The Big Problem with Xanadu? It Isn’t Bad Enough to Achieve Greatness

heilpern xanadu1v The Big Problem with Xanadu? It Isn’t Bad Enough to Achieve GreatnessHow bad does a musical have to be for it to become a whopping success? My question is provoked by the deliberately drecky Broadway version of the 1980 disco movie, Xanadu, which has been greeted by critics with joyful approval (“Heaven on wheels”—The New York Times; “Ridiculously brilliant, lavish and sublime”—The New Yorker).

The camp classic movie is so bad it famously finished off the meteoric movie career of the pert Australian singer, Olivia Newton-John (Grease), and pulled the plug on an entire generation of Hollywood musicals. Yet the smart playwright and Tony nominee Douglas Carter Beane saw enough value, and opportunity, in its fabled awfulness to adapt it for Broadway by parodying an apparent parody.

Scholars will recall that Xanadu is about the Greek goddess Clio who descends on earth to help the angst-ridden wannabe artist, Sonny Malone of Venice Beach, California. Sonny has created a chalk mural of the goddesses on the sidewalk, and they all come alive. Clio becomes Kira in roller skates and leggings; she inspires Sonny to fulfill his dream of opening a roller disco. They also fall in love, though muses from Mount Parnassus aren’t supposed to do that.

It doesn’t get any kitschier—except perhaps for the global phenomenon of Mamma Mia! When it opened on Broadway in 2001, I confidently predicted that it would close within a week, describing the ABBA musical in my review as “the worst musical ever—and proud of it.” But its badness is at least sincere. Mamma Mia! flirts with kitsch, whereas Xanadu on Broadway laps up kitsch and flirts with the audience. Xanadu winks compulsively. “This is like children’s theater for 40-year-old gay people,” Caliope, the show’s Greek muse of heroic poetry, announces happily.
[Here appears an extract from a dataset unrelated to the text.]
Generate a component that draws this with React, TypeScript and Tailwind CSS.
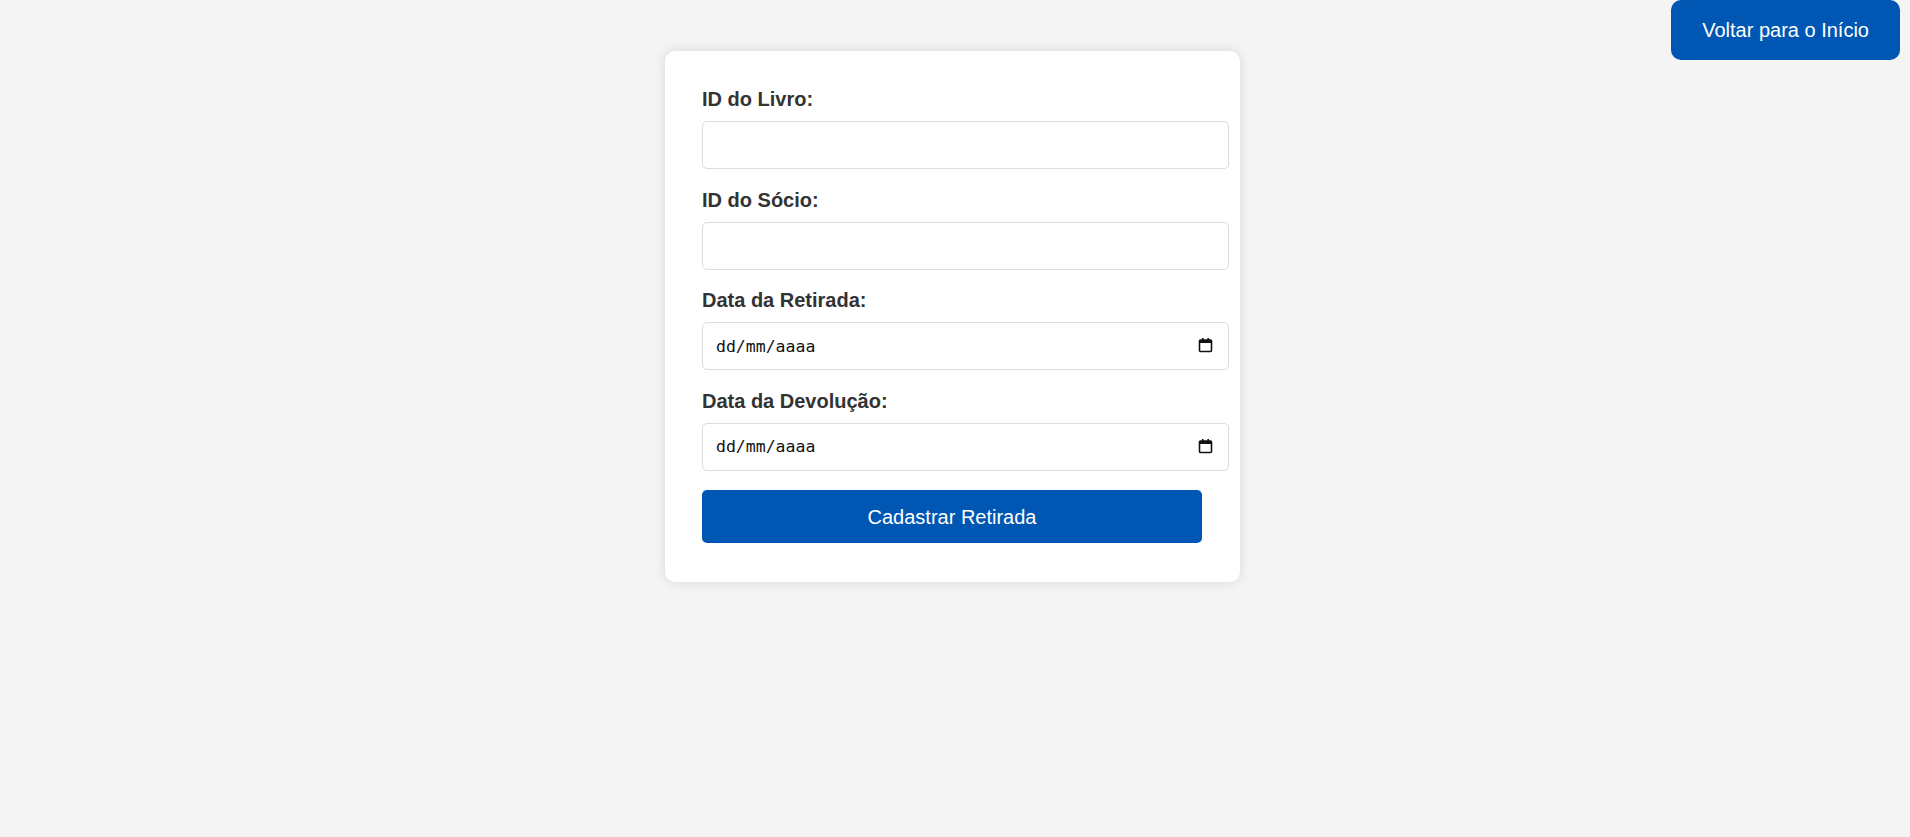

The proudly gay Mr. Carter Beane has it both ways, if I may say so. He has fun with the camp of Xanadu while pointing out the opportunistic awfulness of the show itself. “The muses are in retreat,” thunders Zeus (played by the game Tony Roberts, who also sings—he shouldn’t). “Creativity shall remain stymied for decades. The theater? They’ll just take some stinkeroo movie or some songwriter’s catalogue, throw it onstage and call it a show.”

In such fashionably ironic ways we’re invited to indulge both Xanadu’s deliberate and unintentional crappiness, its cheesy sets, swishy disco-era choreography and naggingly bland score by Jeff Lynne of the Electric Light Orchestra and John Farrar of “Hopelessly Devoted To You.” It’s all so third-rate, the creators of the show are saying, that you’ll love it!

On the other hand, a show like The Drowsy Chaperone is a spoof musical that shines in its own right as an original pastiche of bad 1930’s screwball comedies. I was sold on it from the opening lines of the droll man in armchair: “You know what I do when I’m sitting in a darkened theater waiting for the curtain to rise? I pray.”

Coincidentally, The Drowsy Chaperone also has a roller-skating hero, but he roller-skates blindfold while singing a very witty ballad entitled “Accident Waiting to Happen.” It takes real talent to be as bad as that.

The standards of showbiz kitsch are no simple matter. At a recent meeting of the New York Drama Critics Circle, it was proposed that the notoriously camp cruise-ship cabaret act of Kiki and Herb be given a special citation for their Broadway debut last season. When one member argued that the masters of low camp weren’t quite as good as usual, John Simon—who loathes the act anyway—asked amusingly, “What’s the difference between good Kiki and Herb and bad Kiki and Herb?”